Problems in the sensors vs natural variability#

However, detecting problems related to the CTD sensors can sometimes be very difficult. Even more when we take into account the concept of “natural variability”. Natural variability is just the natural change of the properties of the ocean and it may happen in periods ranging from seconds to millennia. For instance, changes occur daily, such as the tides; sporadically, such as storm surges or tsunamis; and seasonally, such as the simple warming of coastal waters in summer. In addition to the uncertainty associated with sensor errors, natural systems have an uncertainty associated with the range of natural variability itself. In such cases, it is very difficult to distinguish between the natural variability observed and the errors.

Since there is also natural variability in the temperature and salinity that can be mistaken for sensor malfunction, we have to be careful not to treat actual natural variability as sensor malfunction and correct it.

For instance, a float may drift into saltier waters and we may misinterpret the change as sensor malfunctioning if we do not check out the trajectory of the float. It may also happen that an area of the ocean is becoming saltier than it used to be, and therefore if we compare the data with historical data, we risk losing this natural variability.

Additionally thre are spikes, this is abrupt short changes in the data and constitute a clear case of anomaly. Spikes are easy to detect and correct. Drifts and offsets can be identified in the trend of ΔS over time, where ΔS is the difference in salinity between float-measured values and statistical recommendations. If ΔS = a + bt, where t is time, then a is the offset and b is the drift rate. Note that these drifts and offsets can be sensor-related, or they can be due to natural variability, as we explained before. To distinguish between sensor errors and natural variability evaluation it is necessary that experts look carefully at the data.

In the following figure, and video, we show the most common behaviours found in the salinity data:

Bad data

  

The Argo Online School 233 - The Argo data. Quality control: Problems in the sensors vs natural variability   

Biodeposition#

Additionally Biodeposition could modify the shape of a sensor, as indicate in the following figure:

Biodeposition

Biodeposition is the small accumulations of organic matter, like the algae that grow in the pools in summer. It may affect the measurement’s accuracy by microscopic alterations of the sensor’s shape. It mainly affects the conductivity sensors that allow us to measure salinity, and the effect of biodeposition is very small in most cases, but its effects on the data are approximate of the same order as the natural variations of the ocean in some regions.

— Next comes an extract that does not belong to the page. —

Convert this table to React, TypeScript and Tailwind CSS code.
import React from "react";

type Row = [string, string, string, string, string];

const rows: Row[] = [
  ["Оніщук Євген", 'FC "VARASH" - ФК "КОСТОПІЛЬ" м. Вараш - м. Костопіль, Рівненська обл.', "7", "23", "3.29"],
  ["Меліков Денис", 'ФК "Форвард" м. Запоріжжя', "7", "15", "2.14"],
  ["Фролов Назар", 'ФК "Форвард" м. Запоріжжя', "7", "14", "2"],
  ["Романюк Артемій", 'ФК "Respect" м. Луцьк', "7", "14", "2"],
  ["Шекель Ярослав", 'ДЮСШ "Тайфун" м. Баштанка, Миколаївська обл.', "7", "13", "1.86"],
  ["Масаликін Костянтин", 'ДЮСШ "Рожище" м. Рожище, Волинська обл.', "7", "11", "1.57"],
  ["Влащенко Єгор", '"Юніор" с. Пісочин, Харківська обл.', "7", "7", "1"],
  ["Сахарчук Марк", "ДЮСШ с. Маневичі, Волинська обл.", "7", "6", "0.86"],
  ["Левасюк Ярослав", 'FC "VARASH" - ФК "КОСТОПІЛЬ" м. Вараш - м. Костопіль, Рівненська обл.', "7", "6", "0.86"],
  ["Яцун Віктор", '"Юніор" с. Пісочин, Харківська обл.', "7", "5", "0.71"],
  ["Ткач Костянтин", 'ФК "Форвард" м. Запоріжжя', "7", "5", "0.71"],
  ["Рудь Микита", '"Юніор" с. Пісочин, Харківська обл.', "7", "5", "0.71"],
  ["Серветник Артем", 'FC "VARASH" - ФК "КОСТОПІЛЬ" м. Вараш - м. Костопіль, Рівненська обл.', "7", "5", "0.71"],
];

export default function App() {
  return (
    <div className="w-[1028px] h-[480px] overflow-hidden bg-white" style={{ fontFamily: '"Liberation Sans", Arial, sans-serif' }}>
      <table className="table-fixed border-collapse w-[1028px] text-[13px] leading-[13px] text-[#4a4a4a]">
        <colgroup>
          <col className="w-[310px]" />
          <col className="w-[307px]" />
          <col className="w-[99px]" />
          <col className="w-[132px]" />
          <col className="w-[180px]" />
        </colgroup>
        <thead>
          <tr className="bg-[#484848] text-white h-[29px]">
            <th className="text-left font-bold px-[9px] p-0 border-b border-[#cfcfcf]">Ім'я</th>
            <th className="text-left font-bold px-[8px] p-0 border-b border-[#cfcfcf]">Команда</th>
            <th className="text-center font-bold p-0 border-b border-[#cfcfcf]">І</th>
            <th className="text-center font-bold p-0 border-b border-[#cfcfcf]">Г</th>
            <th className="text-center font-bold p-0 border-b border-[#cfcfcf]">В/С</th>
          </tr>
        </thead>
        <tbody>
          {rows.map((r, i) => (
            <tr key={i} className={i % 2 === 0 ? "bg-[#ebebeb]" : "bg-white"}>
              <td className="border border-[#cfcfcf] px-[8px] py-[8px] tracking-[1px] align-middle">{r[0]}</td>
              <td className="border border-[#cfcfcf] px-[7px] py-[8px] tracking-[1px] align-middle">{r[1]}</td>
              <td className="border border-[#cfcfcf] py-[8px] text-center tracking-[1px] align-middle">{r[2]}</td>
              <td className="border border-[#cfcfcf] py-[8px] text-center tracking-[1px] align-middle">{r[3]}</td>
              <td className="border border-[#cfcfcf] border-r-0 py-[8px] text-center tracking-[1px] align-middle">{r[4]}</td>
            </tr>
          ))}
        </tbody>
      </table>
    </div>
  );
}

An additional quality control: The Delayed mode#

Taking all of this into account, the Argo Comunity realized that RTQC was not enough and developed the Delayed mode Quality Control, when the data is compared with data from neighboring floats.

  

_The Argo Online School 234 - The Argo data. Quality control: An additional quality control: The Delayed mode_   

Thus, one of the main obstacles since the start of the Argo Program was providing a technique that allowed us to distinguish between natural variations in salinity and the drift of the conductivity sensor due to biodeposition. The Delayed - Mode quality control is based on a statistical estimation called objective analysis; it provides a solid basis for interpolating irregularly spaced data. During the first years of the Argo era, researchers from the University of Washington and the Woods Hole Oceanographic Institution developed a method based on the comparison of all measurements of each Argo float and historical data at certain depth levels characterized by stability in salinity, but dependent on each zone.

This method is known as OW (Wong et al, Delayed-Mode Calibration of Autonomous CTD Profiling Float Salinity Data by θ – S Climatology) calibration and is currently used for each of the floats. This type of calibration is repeated, at least, every year to guarantee the accuracy of the measurements. As we said before, this analysis is crucial to keeping measurements that don’t coincide with historical records but that contain natural variability unknown to date. Each data set must be carefully analyzed and, despite good tools such as objective analysis, the final decision on a possible data correction rests in the hands of the expert, what we call the Delayed Mode operator.

In the following animation we show a real case of a Delayed mode calibration of salinity for float 6901268 during its first 80 cycles (x-axis) . The blue line shows the actual measurements of the float at te isotherm 3.7C (around 2000 dbars) while the red line shows the value obtained by the OW method taking into account the nearby observations.

Delayed mode animation

This is a clear case of sensor drift that was corrected (green line) during the Delayed Mode Quality Control, after the expert decision of the DM operator.

To keep a record of all the actions performed, the data verified through the DM quality control will be marked with a “D” and those that have only been verified by the RT quality control will be marked with an “R”:

  • If the DM quality control has been performed after one year of data and the float is still active, both data collected in Real-Time “R” and data verified through DM quality control “D” will be available, being the latter the one with the highest quality.

  • Once a float is declared as inactive, data will be collected in the GDAC as “D” and it will contain both adjusted and unadjusted data.

Regardless of any changes done during the RT and DM quality controls, all the data is kept and included in the NetCDF files.